Polnische Feste in den Jahreskreis aufnehmen

Für Pfarrer Menze ein Zeichen der Hoffnung und besonderer Bestärkung, ebenso wie die großen Festgottesdienste zu Weihnachten, Ostern oder wie im vergangenen Jahr zum 125-jährigen Weihejubililäum mit einem Pontifikalamt mit dem Erzbischof, Konzertchor und Preußischem Kammerorchester. Aber auch in einer ganz alltäglichen Messe wie der am heutigen Freitag sei die große Kraft des Gebetes und der kleinen Betergemeinschaft spürbar. Dankbar ist er daher für die sehr bereichernde Gestaltung der Gottesdienste durch die Schola und die neu gegründete Taizégemeinschaft. Sie wird übrigens im Rahmen des Adventskalenders am kommenden Montag mit meditativen Gesängen im Kloster zu hören sein und die Tür zu weiteren Höhepunkten öffnen.

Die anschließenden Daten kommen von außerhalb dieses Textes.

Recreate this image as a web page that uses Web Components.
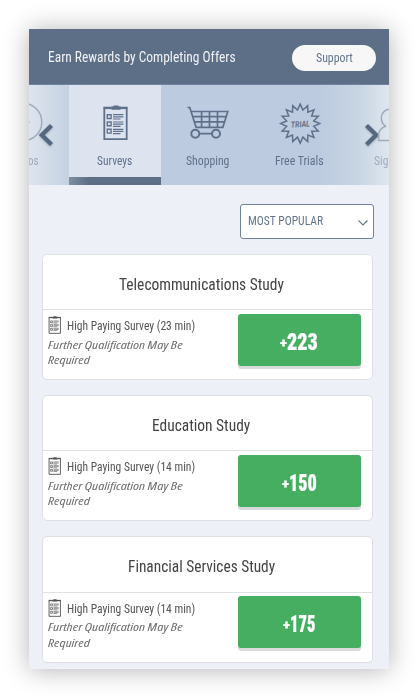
<!DOCTYPE html>
<html lang="en">
<head>
<meta charset="utf-8">
<title>Offers</title>
<style>
html,body{margin:0;background:#fff}
body{width:418px;height:698px;overflow:hidden;font-family:Roboto,"Liberation Sans",sans-serif}
</style>
</head>
<body>
<offer-app></offer-app>
<script>
const define = (name, html, setup) => {
  const t = document.createElement('template');
  t.innerHTML = html;
  customElements.define(name, class extends HTMLElement {
    connectedCallback() {
      if (this.shadowRoot) return;
      const root = this.attachShadow({mode: 'open'});
      root.append(t.content.cloneNode(true));
      if (setup) setup(this, root);
    }
  });
};

// Single line of condensed text set to an exact width
define('fit-text', `
<style>
:host{display:block;white-space:nowrap;flex:none}
span{display:inline-block;font-stretch:75%;transform-origin:0 50%;vertical-align:top}
</style><span><slot></slot></span>`, (el, root) => {
  const w = +el.getAttribute('w');
  el.style.width = w + 'px';
  const s = root.querySelector('span');
  requestAnimationFrame(() => {
    s.style.transform = `scaleX(${w / s.offsetWidth})`;
  });
  s.style.transform = `scaleX(${w / (s.offsetWidth || w)})`;
});

const icons = {
  video: '<circle cx="22" cy="20" r="18.800"/><path d="M26.500 18.900 28.500 20l-2 1.100Z" stroke-width="1"/>',
  survey: '<path d="M11.3 6.2h22.4v31H11.3Z" stroke-width="1.8"/><path d="M10.5 5.9h24" stroke-width="2.4"/><path d="M18.500 4.600h2v-1h5v1h2v3.200h-9Z" fill="currentColor" stroke="none"/><path d="M14.3 12.7h3.8v3.8h-3.8ZM14.3 20h3.8v3.8h-3.8ZM14.3 27.3h3.8v3.8h-3.8Z" stroke-width="1.4"/><path d="M20 12.7h10.4M20 14.8h10.4M20 17h7.5M20 20h10.4M20 22.1h10.4M20 24.3h7.5M20 27.3h10.4M20 29.4h10.4M20 31.6h7.5" stroke-width="1.2"/>',
  cart: '<path d="M2.5 5.5h2.3l6.4 20.2M5.8 9.5h37L37.8 25.3H11M7.4 14.6h33.8M9 19.9h30.5M16.6 9.5v15.8M24.5 9.5v15.8M32.5 9.5v15.8M14.5 31.7h12.3" stroke-width="1.700"/><circle cx="10.3" cy="31.7" r="4" stroke-width="2"/><circle cx="31" cy="31.7" r="4" stroke-width="2"/>',
  person: '<path d="M22 7.2c-5.800 0-9.700 3.700-9.700 8.600 0 3.400 1.500 6.600 4.100 8.400-4.200 1.600-6.800 4.600-6.800 9v5.300h25v-5.300c0-4.400-2.800-7.400-6.800-9 2.600-1.800 4-5 4-8.400C31.700 10.900 27.800 7.200 22 7.200Z" stroke-width="1.500"/>'
};
const star = () => {
  const p = [];
  for (let i = 0; i < 32; i++) {
    const r = i % 2 ? 13.8 : 19.5, a = Math.PI * i / 16 - Math.PI / 2;
    p.push((23.2 + r * Math.cos(a)).toFixed(2) + ',' + (21.6 + r * Math.sin(a)).toFixed(2));
  }
  return `<polygon points="${p.join(' ')}" stroke-width="1.500"/><text x="13.8" y="25.200" transform="rotate(-4 23 22)" textLength="19" lengthAdjust="spacingAndGlyphs" font-size="8.500" font-weight="700" font-style="italic" fill="currentColor" stroke="none">TRIAL</text>`;
};
icons.trial = star();

define('ui-icon', `
<style>:host{display:block;width:44px;height:44px;flex:none}svg{display:block;width:100%;height:100%}</style>
<svg fill="none" stroke="currentColor" stroke-width="1.500"></svg>`, (el, root) => {
  const s = root.querySelector('svg');
  s.setAttribute('viewBox', el.getAttribute('box') || '0 0 44 44');
  s.innerHTML = icons[el.getAttribute('name')];
});

define('offer-header', `
<style>
:host{display:flex;height:55px;background:#5d6f86;border-bottom:1px solid #6f82a0;padding:0 13px 0 19px;justify-content:space-between;align-items:flex-start;box-sizing:content-box}
.t{font-size:14px;line-height:20px;color:#f0f2f5;margin-top:18px}
.b{width:84px;height:26px;border-radius:13px;background:#f7f7f8;display:flex;align-items:center;justify-content:center;margin-top:16px;font-size:12px;line-height:26px;color:#64748c}
</style>
<fit-text class="t" w="187.500">Earn Rewards by Completing Offers</fit-text>
<div class="b"><fit-text w="36.500">Support</fit-text></div>`);

define('tab-strip', `
<style>
:host{display:block;position:relative;height:99.500px;overflow:hidden;background:#bccbdf}
.row{display:flex;margin-left:-52px}
.fade{position:absolute;z-index:1;top:0;bottom:0;display:flex;align-items:center;color:#566880}
.l{left:0;width:60px;background:linear-gradient(90deg,rgba(225,231,240,.9),rgba(215,225,232,.28) 67%,rgba(225,231,240,0))}
.r{right:0;width:68px;justify-content:flex-end;background:linear-gradient(270deg,rgba(225,231,240,.95),rgba(215,225,232,.45) 45%,rgba(225,231,240,0))}
svg{display:block;width:20px;height:26px;filter:drop-shadow(0 1px 1px rgba(60,75,95,.35))}
.l svg{margin-left:7px}.r svg{margin-right:7px}
</style>
<div class="row"></div>
<div class="fade l"><svg viewBox="0 0 20 26" fill="none" stroke="currentColor" stroke-width="4.300"><path d="M15.500 3.500 5.800 13l9.700 9.500"/></svg></div>
<div class="fade r"><svg viewBox="0 0 20 26" fill="none" stroke="currentColor" stroke-width="4.300"><path d="M4.500 3.500 14.200 13l-9.700 9.500"/></svg></div>`, (el, root) => {
  const row = root.querySelector('.row');
  row.append(...[
    ['video', 'os', 11, 'left'], ['survey', 'Surveys', 35.5], ['cart', 'Shopping', 43],
    ['trial', 'Free Trials', 48.5], ['person', 'Sig', 14.5, 'right']
  ].map(([icon, label, w, edge]) => {
    const tab = document.createElement('nav-tab');
    tab.setAttribute('icon', icon);
    tab.setAttribute('w', w);
    if (edge) tab.setAttribute('edge', edge);
    if (icon === 'survey') tab.setAttribute('active', '');
    tab.textContent = label;
    return tab;
  }));
});

customElements.define('nav-tab', class extends HTMLElement {
  connectedCallback() {
    if (this.shadowRoot) return;
    this.attachShadow({mode: 'open'}).innerHTML = `
<style>
:host{display:flex;flex-direction:column;align-items:center;width:92px;flex:none;height:99.500px;box-sizing:border-box;padding-top:17px;color:#5f718a}
:host([active]){background:#dde4f0;border-bottom:8px solid #5d6f86}
fit-text{margin-top:6.500px;font-size:12px;line-height:16px}
:host([edge]){color:#a0abb9;position:relative;z-index:2;pointer-events:none}
:host([edge=left]) fit-text{margin-left:20px}
:host([edge=right]) fit-text{margin-right:19px}
</style>
<ui-icon name="${this.getAttribute('icon')}"></ui-icon>
<fit-text w="${this.getAttribute('w')}"><slot></slot></fit-text>`;
  }
});

define('sort-select', `
<style>
:host{display:flex;align-items:center;justify-content:space-between;box-sizing:border-box;width:134px;height:35px;border:1px solid #71829b;border-radius:3px;background:#fff;padding:0 5px 0 7px;font-size:12px;color:#64758d}
fit-text{line-height:20px;margin-top:-1px}
svg{width:10px;height:8px;margin-top:3px}
</style>
<fit-text w="75.500">MOST POPULAR</fit-text>
<svg viewBox="0 0 10 8" fill="none" stroke="#64758d" stroke-width="1.100"><path d="M.6 1.500 5 6l4.400-4.500"/></svg>`);

customElements.define('offer-card', class extends HTMLElement {
  connectedCallback() {
    if (this.shadowRoot) return;
    const a = n => this.getAttribute(n);
    this.attachShadow({mode: 'open'}).innerHTML = `
<style>
:host{display:block;box-sizing:border-box;height:126.500px;border:1px solid #dfe0e3;border-radius:5px;background:#fff}
.head{border-bottom:1px solid #dfe0e2;display:flex;justify-content:center;align-items:center;font-size:16px;line-height:20px;color:#444;padding:5.500px 12.500px 0 0;box-sizing:border-box;height:55.500px}
.body{display:flex;justify-content:space-between;padding:5px 11.500px 0 5.700px}
.row{display:flex;height:20px;font-size:12px;line-height:20px;color:#555;gap:5px;margin-top:1px}
.row ui-icon{width:13.500px;height:18px;color:#555}
.desc{font:italic 11.500px/15.400px "Open Sans","Noto Sans",sans-serif;color:#6c6c6c;margin-top:.700px}
.desc fit-text{height:15.400px}
.btn{width:122.500px;height:52px;border-radius:3px;background:#45ae60;box-shadow:0 3px 0 #dadbdd;color:#fff;display:flex;justify-content:center;align-items:center;margin-top:-1.300px;font-weight:900;font-size:24px;line-height:30px;padding-top:4px;box-sizing:border-box;-webkit-text-stroke:.2px #fff}
.plus{font-size:13px;line-height:30px;margin-top:2px}
</style>
<div class="head"><fit-text w="${a('tw')}">${a('title-text')}</fit-text></div>
<div class="body">
  <div>
    <div class="row"><ui-icon name="survey" box="9.500 3 26 35.500"></ui-icon><fit-text w="128">High Paying Survey (${a('min')} min)</fit-text></div>
    <div class="desc"><fit-text w="134.500">Further Qualification May Be</fit-text><fit-text w="42">Required</fit-text></div>
  </div>
  <div class="btn"><fit-text class="plus" w="7">+</fit-text><fit-text w="${a('pw')}">${a('points')}</fit-text></div>
</div>`;
  }
});

define('offer-app', `
<style>
:host{display:block;box-sizing:border-box;width:360px;height:640px;margin:29px;background:#edf1f7;box-shadow:0 1px 24px rgba(0,0,0,.3)}
.sort{display:flex;justify-content:flex-end;padding:19px 15.500px 15px 0}
.list{display:flex;flex-direction:column;gap:14.900px;padding:0 16px 0 12.500px}
</style>
<offer-header></offer-header>
<tab-strip></tab-strip>
<div class="sort"><sort-select></sort-select></div>
<div class="list">
<offer-card title-text="Telecommunications Study" tw="164.500" min="23" points="223" pw="31"></offer-card>
<offer-card title-text="Education Study" tw="98.500" min="14" points="150" pw="28"></offer-card>
<offer-card title-text="Financial Services Study" tw="147" min="14" points="175" pw="25.500"></offer-card>
</div>`);
</script>
</body>
</html>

So wird am 6. Dezember der „echte“ Nikolaus erwartet, gibt es ein Basteln von Weihnachtskrippen, Weihnachtsbräuche in der Uckermark oder den „Nußknacker“, bevor sich dann am 24.12. mit dem Weihnachtsevangelium nach Lukas das letzte Türchen des ersten lebendigen Adventskalenders schließt. Und danach wird sich Cäcilia Genschow ganz sicher auf den Weg zur Christmette machen, sich neben ihren Vater Herbert Brettschneider setzen, der ihr einst die Tür zur frohen Botschaft öffnete.